# Seperated 3 months - dating again???



## brendan (Jun 1, 2011)

probably a few of these posts on here, but hey.

I wont go into reasons of breakup, covered that in other posts.

Anyway we still get along okay but after 3 nmonths i can see its more likely we will never get back together....

So i feel i should start living a bit of a single life, im 29. 

Not sure i want one night stands although would be easier. A thing that could be a problem is though there is a girl i was considering asking out on a date, she knows im seperated and have a 3 year old girl but not sure she knows im still married (under title).

Would girls care if i have only been seperated a few months and still married or would they be happy to date. Spoke to a few girls and work and they said that they wouldnt date a seperated married man. hmmmm

Although this girl might, but obviosuly will be hard for her being 23 and going out with a 29 year old dad


thoughts?


----------



## Traggy (Jan 26, 2012)

I refuse to date until the divorce is final. Totally your call, but three months seems a little emotionally "fast" in the healing process. Not sure if this would be the best route. 

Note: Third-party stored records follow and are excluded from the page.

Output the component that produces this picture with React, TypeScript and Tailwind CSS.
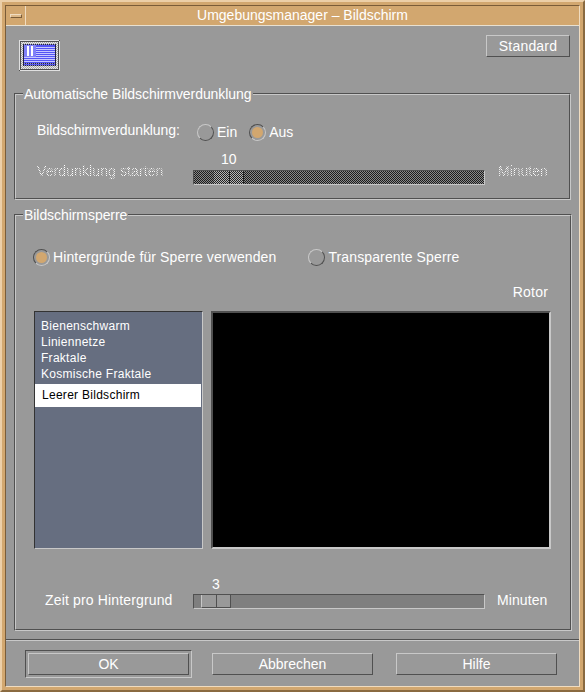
import React from "react";

function Btn({ label, w }: { label: string; w: string }) {
  return (
    <div className={`${w} h-[22px] flex items-center justify-center border border-t-[#c8c8c8] border-l-[#c8c8c8] border-r-[#505050] border-b-[#505050] text-[14px] text-white`}>
      {label}
    </div>
  );
}

function Radio({ on, label, wide }: { on?: boolean; label: string; wide?: boolean }) {
  return (
    <div className="flex items-center gap-[3px]">
      <div
        className={
          on
            ? "w-[17px] h-[17px] rounded-full border border-t-[#505050] border-l-[#505050] border-r-[#c8c8c8] border-b-[#c8c8c8] flex items-center justify-center"
            : "w-[17px] h-[17px] rounded-full border border-t-[#c8c8c8] border-l-[#c8c8c8] border-r-[#505050] border-b-[#505050]"
        }
      >
        {on && <div className="w-[11px] h-[11px] rounded-full bg-[#d2a76f]" />}
      </div>
      <span className={wide ? "text-[14px] text-white tracking-[0.12px]" : "text-[14px] text-white"}>{label}</span>
    </div>
  );
}

function Group({ title, className, children }: { title: string; className: string; children: React.ReactNode }) {
  return (
    <div className={`relative border border-t-[#505050] border-l-[#505050] border-r-[#c8c8c8] border-b-[#c8c8c8] ${className}`}>
      <div className="h-full border border-t-[#c8c8c8] border-l-[#c8c8c8] border-r-[#505050] border-b-[#505050]">
        {children}
      </div>
      <div className="absolute left-[8px] top-[-8px] bg-[#999999] px-[1px] text-[14px] leading-[16px] text-white tracking-[-0.06px]">{title}</div>
    </div>
  );
}

function Icon() {
  return (
    <svg width="41" height="31" viewBox="0 0 41 31" shapeRendering="crispEdges">
      <defs>
        <pattern id="st" width="2" height="2" patternUnits="userSpaceOnUse">
          <rect width="2" height="2" fill="#a8a8a8" />
          <rect width="1" height="1" fill="#e8e8e8" />
          <rect x="1" y="1" width="1" height="1" fill="#e8e8e8" />
        </pattern>
        <pattern id="da" width="2" height="1" patternUnits="userSpaceOnUse">
          <rect width="2" height="1" fill="#9090c0" />
          <rect width="1" height="1" fill="#202040" />
        </pattern>
      </defs>
      <rect width="41" height="31" fill="#505050" />
      <rect width="40" height="1" fill="#e0e0e0" />
      <rect width="1" height="30" fill="#e0e0e0" />
      <rect x="1" y="30" width="40" height="1" fill="#e0e0e0" />
      <rect x="40" y="1" width="1" height="30" fill="#e0e0e0" />
      <rect x="2" y="2" width="37" height="27" fill="url(#st)" />
      <rect x="4" y="4" width="33" height="22" fill="url(#da)" />
      <rect x="5" y="5" width="31" height="20" fill="#5454f4" />
      {[7, 9, 11, 13, 15, 17, 19, 21].map((y) => (
        <rect key={y} x="5" y={y} width="31" height="1" fill="#c8c8ff" />
      ))}
      <rect x="5" y="5" width="12" height="12" fill="#8080f8" />
      <rect x="8" y="6" width="2" height="10" fill="#fff" />
      <rect x="12" y="6" width="2" height="10" fill="#fff" />
      <rect x="5" y="23" width="31" height="1" fill="url(#da)" />
    </svg>
  );
}

const disabled =
  "text-[14px] text-transparent bg-clip-text bg-[repeating-conic-gradient(#ffffff_0_25%,#999999_0_50%)] bg-[length:2px_2px]";

export default function App() {
  return (
    <div className="w-[585px] h-[692px] bg-[#d2a76f] border-t-2 border-l-2 border-t-[#eccfa8] border-l-[#eccfa8] border-r-2 border-b-2 border-r-[#8a6a40] border-b-[#8a6a40] p-[3px] font-['Liberation_Sans',Arial,sans-serif]">
      <div className="h-full flex flex-col bg-[#999999] border border-t-[#7a5c38] border-l-[#7a5c38] border-r-[#f0dcc0] border-b-[#f0dcc0]">
        {/* title bar */}
        <div className="h-[20px] shrink-0 flex bg-[#d2a76f] border-b border-b-[#e8e0d0]">
          <div className="w-[20px] shrink-0 flex items-center justify-center border-r border-r-[#f0dcc0]">
            <div className="w-[12px] h-[4px] bg-[#dcb888] border border-t-[#f0dcc0] border-l-[#f0dcc0] border-r-[#7a5c38] border-b-[#7a5c38]" />
          </div>
          <div className="flex-1 text-center text-[14px] leading-[19px] text-white">Umgebungsmanager – Bildschirm</div>
        </div>

        {/* header */}
        <div className="flex justify-between items-start h-[67px] shrink-0 pl-[13px] pr-[9px] pt-[9px]">
          <div className="pt-[5px]"><Icon /></div>
          <Btn label="Standard" w="w-[84px] tracking-[0.2px]" />
        </div>

        {/* group 1 */}
        <Group title="Automatische Bildschirmverdunklung" className="h-[107px] shrink-0 ml-[8px] mr-[8px]">
          <div className="flex items-center h-[28px] mt-[23px] pl-[21px]">
            <span className="w-[160px] pb-[4px] text-[14px] text-white tracking-[-0.09px]">Bildschirmverdunklung:</span>
            <Radio label="Ein" />
            <div className="w-[12px]" />
            <Radio on label="Aus" />
          </div>
          <div className="flex items-end h-[39px] pl-[21px]">
            <span className={`w-[156px] pb-[3px] tracking-[0.1px] ${disabled}`}>Verdunklung starten</span>
            <div className="relative w-[292px] h-[15px] border border-t-[#505050] border-l-[#505050] border-r-[#c8c8c8] border-b-[#c8c8c8] bg-[repeating-conic-gradient(#1c1c1c_0_25%,#888888_0_50%)] bg-[length:2px_2px]">
              <div className="absolute left-[20px] top-0 bottom-0 w-[30px] bg-[repeating-conic-gradient(#222222_0_25%,#b4b4b4_0_50%)] bg-[length:2px_2px] border-r border-r-[#222]" />
              <div className="absolute left-[35px] top-0 bottom-0 w-px bg-[#222]" />
              <div className="absolute left-[27px] top-[-20px] text-[14px] leading-[16px] text-white">10</div>
            </div>
            <span className={`ml-[13px] pb-[3px] ${disabled}`}>Minuten</span>
          </div>
        </Group>

        {/* group 2 */}
        <Group title="Bildschirmsperre" className="h-[417px] shrink-0 mt-[14px] ml-[8px] mr-[7px]">
          <div className="flex items-center gap-[32px] h-[20px] mt-[31px] pl-[17px]">
            <Radio on wide label="Hintergründe für Sperre verwenden" />
            <Radio wide label="Transparente Sperre" />
          </div>
          <div className="h-[16px] mt-[17px] pr-[22px] text-right text-[14px] leading-[16px] text-white tracking-[0.2px]">Rotor</div>
          <div className="flex gap-[8px] mt-[11px] pl-[18px]">
            <div className="w-[169px] h-[238px] bg-[#666e80] border border-t-[#333] border-l-[#333] border-r-[#c8c8c8] border-b-[#c8c8c8] text-[12px] text-white tracking-[0.28px]">
              <div className="pt-[6px]">
                {["Bienenschwarm", "Liniennetze", "Fraktale", "Kosmische Fraktale"].map((t) => (
                  <div key={t} className="h-[16px] leading-[16px] pl-[6px]">{t}</div>
                ))}
                <div className="h-[23px] mt-[2px] leading-[23px] pl-[7px] bg-white text-black mr-px">Leerer Bildschirm</div>
              </div>
            </div>
            <div className="w-[340px] h-[238px] bg-black border-2 border-t-[#505050] border-l-[#505050] border-r-[#c8c8c8] border-b-[#c8c8c8]" />
          </div>
          <div className="flex items-center h-[15px] mt-[45px] pl-[29px]">
            <span className="w-[148px] pb-[2px] text-[14px] text-white tracking-[0.15px]">Zeit pro Hintergrund</span>
            <div className="relative w-[292px] h-[15px] border border-t-[#505050] border-l-[#505050] border-r-[#c8c8c8] border-b-[#c8c8c8] bg-[#7f7f7f]">
              <div className="absolute left-[7px] top-0 bottom-0 w-[30px] bg-[#999999] border-l border-l-[#c8c8c8] border-r border-r-[#505050] border-b border-b-[#505050]" />
              <div className="absolute left-[22px] top-0 bottom-0 w-px bg-[#505050]" />
              <div className="absolute left-[18px] top-[-19px] text-[14px] leading-[16px] text-white">3</div>
            </div>
            <span className="ml-[12px] pb-[2px] text-[14px] text-white tracking-[0.1px]">Minuten</span>
          </div>
        </Group>

        {/* bottom */}
        <div className="mt-[8px] shrink-0 border-t border-t-[#505050]">
          <div className="border-t border-t-[#c8c8c8] h-[47px] flex items-center pl-[19px]">
            <div className="p-[2px] border border-t-[#505050] border-l-[#505050] border-r-[#c8c8c8] border-b-[#c8c8c8]">
              <Btn label="OK" w="w-[161px]" />
            </div>
            <div className="ml-[20px]"><Btn label="Abbrechen" w="w-[161px]" /></div>
            <div className="ml-[23px]"><Btn label="Hilfe" w="w-[161px]" /></div>
          </div>
        </div>
      </div>
    </div>
  );
}
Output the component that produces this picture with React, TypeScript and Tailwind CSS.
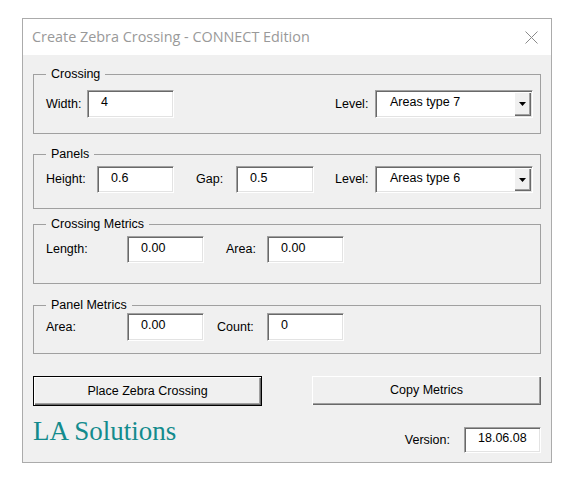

Just because you are lonely, don't try to fill the void of the stbxw with another person. They won't fill the space that you are thinking they will.


----------



## ProfJ (Jul 28, 2011)

I dated after more than a year of separation. This is when we both signed the documents and was just waiting for the divorce to be final. But still it didn't feel right.
I told the guys that I dated that I'm still technically married, and is not ready for anything.
They accepted it, we had dinner, talked, and had a good time.
One of them went overboard with flowers and gifts, but I'm hoping I was gentle enough when I repeated to him that I'm not ready for anything.
I guess what I'm saying is...if you want to date, let the girl know what your status is, and if she's still ok with it, then I say go ahead.
but don't rush into anything hot and heavy yet. Rebound relationships, from what I've seen with my other divorced friends is the worst thing that could happen.


----------



## nice777guy (Nov 23, 2009)

ProfJ said:


> I dated after more than a year of separation. This is when we both signed the documents and was just waiting for the divorce to be final. But still it didn't feel right.
> I told the guys that I dated that I'm still technically married, and is not ready for anything.
> They accepted it, we had dinner, talked, and had a good time.
> One of them went overboard with flowers and gifts, but I'm hoping I was gentle enough when I repeated to him that I'm not ready for anything.
> ...


I waited until the D was final before I even started testing the waters. The relationship was over - but for some reason I felt a need to continue to respect the marriage. Maybe because I have two kids - older than yours - and didn't want them looking back one day with foggy memories - wondering if Dad's dating was part of why things didn't work out.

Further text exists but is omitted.